Les exposants témoignent d’un réel enthousiasme en dépit d’un niveau de ventes variable.

Regarder l’avenir
«Nous avons vendu six des neuf sculptures présentées, à des prix allant de 20 000 à 60 000 $, note Saleh Barakat, de la galerie beyrouthine Agial Art. AD Art est une jeune foire qui cherche continuellement à trouver son créneau. L’équipe organisatrice fait de son mieux, et je crois fermement qu’avec davantage de publicité et un positionnement entre le monde arabe, le sous-continent indien et la Chine, elle peut devenir une véritable plaque tournante de l’art.» Présente depuis le début à la foire d’Abou Dhabi, la new-yorkaise Leila Heller se réjouit : «Nous avons vendu de nombreuses œuvres de Ran Hwang, de 45 000 à 200 000 $.» Autre fidèle, la galerie hongkongaise Hanart TZ se déclare également «ravie» du niveau des transactions réalisées dans la capitale des émirats. Les enseignes new-yorkaises dont c’était la première participation affichent aussi une relative satisfaction. «Nous avons eu de bonnes relations avec les collectionneurs émiratis et ceux qui sont venus de New York, de Caroline du Nord, d’Honolulu, d’Amsterdam, de Moscou, de Bombay ou de Shanghai, explique Nina Levent, de Sapar Contemporary. Ce serait intéressant que la foire puisse élargir son public à la région MENASA (Moyen-Orient, Afrique du Nord et Asie du Sud), voire à ses extrémités, comme l’Asie du Sud-Est, le Caucase et l’Asie centrale. Cette partie du monde est importante pour notre galerie, car elle est constitutive de son ADN.» Le bilan est aussi nuancé pour Alissa Friedman, du Salon 94, autre primo-exposante : «Les ventes ont été minimes, mais le contexte local, avec la mort d’un membre de la famille royale, y était sans doute pour beaucoup.
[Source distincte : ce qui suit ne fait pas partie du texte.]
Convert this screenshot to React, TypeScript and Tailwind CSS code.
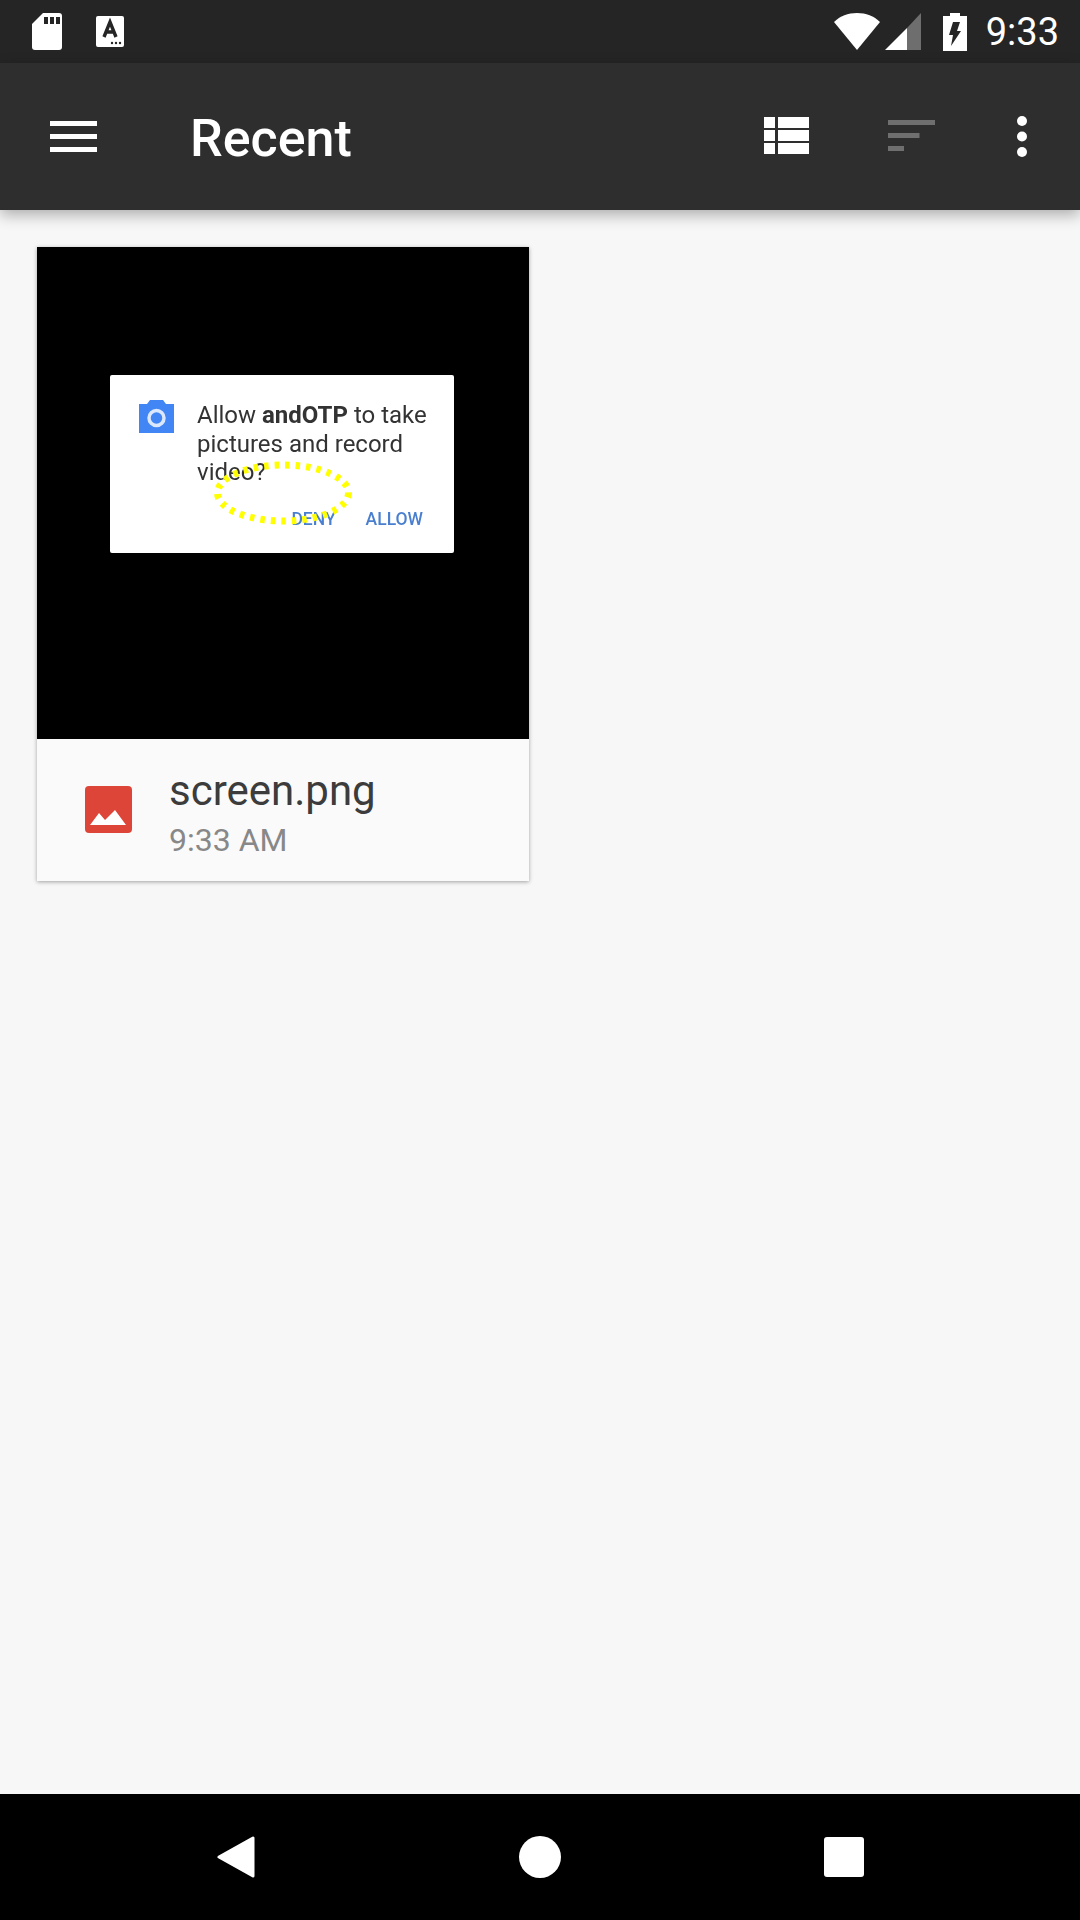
const StatusLeft = () => (
    <>
        <svg width="30" height="37" viewBox="0 0 30 37" className="ml-[32px] shrink-0">
            <path fill="#fff" d="M11 0H27a3 3 0 0 1 3 3V34a3 3 0 0 1-3 3H3a3 3 0 0 1-3-3V11Z" />
            <rect x="12" y="4" width="4" height="7" fill="#252525" />
            <rect x="18" y="4" width="4" height="7" fill="#252525" />
            <rect x="24" y="4" width="4" height="7" fill="#252525" />
        </svg>
        <svg width="28" height="31" viewBox="0 0 28 31" className="ml-[34px] shrink-0">
            <rect width="28" height="31" rx="2" fill="#fff" />
            <path fill="none" stroke="#252525" strokeWidth="3.4" d="M8 21 14 6l6 15M10 16h8" />
            <circle cx="16" cy="27" r="1.2" fill="#252525" />
            <circle cx="20" cy="27" r="1.2" fill="#252525" />
            <circle cx="24" cy="27" r="1.2" fill="#252525" />
        </svg>
    </>
);

const StatusRight = () => (
    <>
        <svg width="46" height="37" viewBox="0 0 46 37" className="ml-auto shrink-0">
            <path fill="#fff" d="M0 9C6 3 14 0 23 0s17 3 23 9L23 37Z" />
        </svg>
        <svg width="36" height="37" viewBox="0 0 36 37" className="ml-[5px] shrink-0">
            <path fill="#fff" d="M0 37 22 15V37Z" />
            <path fill="#6e6e6e" d="M22 15 36 0V37H22Z" />
        </svg>
        <svg width="24" height="38" viewBox="0 0 24 38" className="ml-[22px] shrink-0">
            <path fill="#fff" d="M7 0H17V3H24V38H0V3H7Z" />
            <path fill="#252525" d="M10 9H17L14 18H18L8 33 10 22H6Z" />
        </svg>
    </>
);

const Hamburger = () => (
    <svg width="47" height="31" viewBox="0 0 47 31" className="ml-[50px] shrink-0">
        <rect width="47" height="5" fill="#fff" />
        <rect y="13" width="47" height="5" fill="#fff" />
        <rect y="26" width="47" height="5" fill="#fff" />
    </svg>
);

const ListIcon = () => (
    <svg width="45" height="37" viewBox="0 0 45 37" className="mb-[2px] ml-auto shrink-0">
        <g fill="#fff">
            <rect width="11" height="11" />
            <rect x="14" width="31" height="11" />
            <rect y="13" width="11" height="11" />
            <rect x="14" y="13" width="31" height="11" />
            <rect y="26" width="11" height="11" />
            <rect x="14" y="26" width="31" height="11" />
        </g>
    </svg>
);

const SortIcon = () => (
    <svg width="47" height="31" viewBox="0 0 47 31" className="mb-[2px] ml-[79px] shrink-0">
        <g fill="#6f6f6f">
            <rect width="47" height="5" />
            <rect y="13" width="31.5" height="5" />
            <rect y="26" width="16" height="5" />
        </g>
    </svg>
);

const DotsIcon = () => (
    <svg width="10" height="41" viewBox="0 0 10 41" className="ml-[82px] mr-[53px] shrink-0">
        <circle cx="5" cy="5" r="5" fill="#fff" />
        <circle cx="5" cy="20.5" r="5" fill="#fff" />
        <circle cx="5" cy="36" r="5" fill="#fff" />
    </svg>
);

const PermissionDialog = () => (
    <div className="relative h-[178px] w-[344px] rounded-[2px] bg-white font-['Roboto',sans-serif] text-[#333]">
        <div className="flex pl-[29px] pt-[25px]">
            <svg width="35" height="33" viewBox="0 0 35 33" className="shrink-0 blur-[0.4px]">
                <path fill="#4285f4" d="M11 0H24L27 4H35V33H0V4H8Z" />
                <circle cx="17.5" cy="18" r="7.5" fill="none" stroke="#dbe8fd" strokeWidth="3.5" />
            </svg>
            <p className="ml-[23px] mt-[1px] w-[245px] text-[24px] leading-[28.5px] blur-[0.7px]">
                Allow <b className="font-bold">andOTP</b> to take pictures and record video?
            </p>
        </div>
        <div className="mt-[22px] flex justify-end gap-[30px] pr-[31px] text-[17.5px] leading-[20px] font-medium text-[#4a7fd0] blur-[0.7px]">
            <span>DENY</span>
            <span>ALLOW</span>
        </div>
        <svg width="146" height="70" viewBox="0 0 146 70" className="absolute left-[100px] top-[83px]">
            <ellipse cx="73" cy="35" rx="65.5" ry="28" fill="none" stroke="#ffff00" strokeWidth="7" strokeDasharray="4.5 6" />
        </svg>
    </div>
);

const FileCard = () => (
    <div className="w-[492px] shadow-[0_1px_4px_rgba(0,0,0,0.35)]">
        <div className="h-[492px] bg-black pl-[73px] pt-[128px]">
            <PermissionDialog />
        </div>
        <div className="flex h-[142px] items-center bg-[#fafafa]">
            <svg width="47" height="47" viewBox="0 0 47 47" className="mb-[1px] ml-[48px] shrink-0">
                <rect width="47" height="47" rx="4" fill="#dd4539" />
                <path fill="#fff" d="M5 39 14 27 20 34 30 24 41 39Z" />
            </svg>
            <div className="ml-[37px] flex flex-col self-start pt-[29px]">
                <span className="text-[42px] leading-[46px] text-[#3c3c3c]">screen.png</span>
                <span className="mt-[7px] text-[32px] leading-[38px] text-[#888888]">9:33 AM</span>
            </div>
        </div>
    </div>
);

const NavBar = () => (
    <div className="flex h-[126px] items-center bg-black">
        <svg width="38" height="42" viewBox="0 0 38 42" className="ml-[217px] shrink-0">
            <path fill="#fff" stroke="#fff" strokeWidth="3" strokeLinejoin="round" d="M36 2V40L2 21Z" />
        </svg>
        <div className="ml-[264px] h-[42px] w-[42px] rounded-full bg-white" />
        <div className="ml-[263px] h-[40px] w-[40px] rounded-[3px] bg-white" />
    </div>
);

export default function App() {
    return (
        <div className="flex h-[1920px] w-[1080px] flex-col overflow-hidden bg-[#f7f7f7] font-['Roboto',sans-serif]">
            <div className="flex h-[63px] items-center bg-[#252525]">
                <StatusLeft />
                <StatusRight />
                <span className="ml-[19px] mr-[21px] text-[38px] leading-none text-white">9:33</span>
            </div>
            <div className="z-10 flex h-[147px] items-center bg-[#2e2e2e] shadow-[0_5px_14px_rgba(0,0,0,0.3)]">
                <Hamburger />
                <h1 className="ml-[93px] pt-[5px] text-[52px] font-medium leading-none text-white">Recent</h1>
                <ListIcon />
                <SortIcon />
                <DotsIcon />
            </div>
            <main className="flex-1 pl-[37px] pt-[37px]">
                <FileCard />
            </main>
            <NavBar />
        </div>
    );
}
Cela dit, nous avons placé des œuvres majeures d’artistes de la galerie, Ibrahim el-Salahi et Huma Bhabha, dans d’importantes institutions des Émirats arabes unis ces deux dernières années, et il est important d’y développer les contacts.» Face au mastodonte régional Art Dubaï, dont la 14e édition aura lieu en mars 2020, la boutique fair d’Abou Dhabi continue donc de tracer son bonhomme de chemin. Et de faire valoir sa spécificité.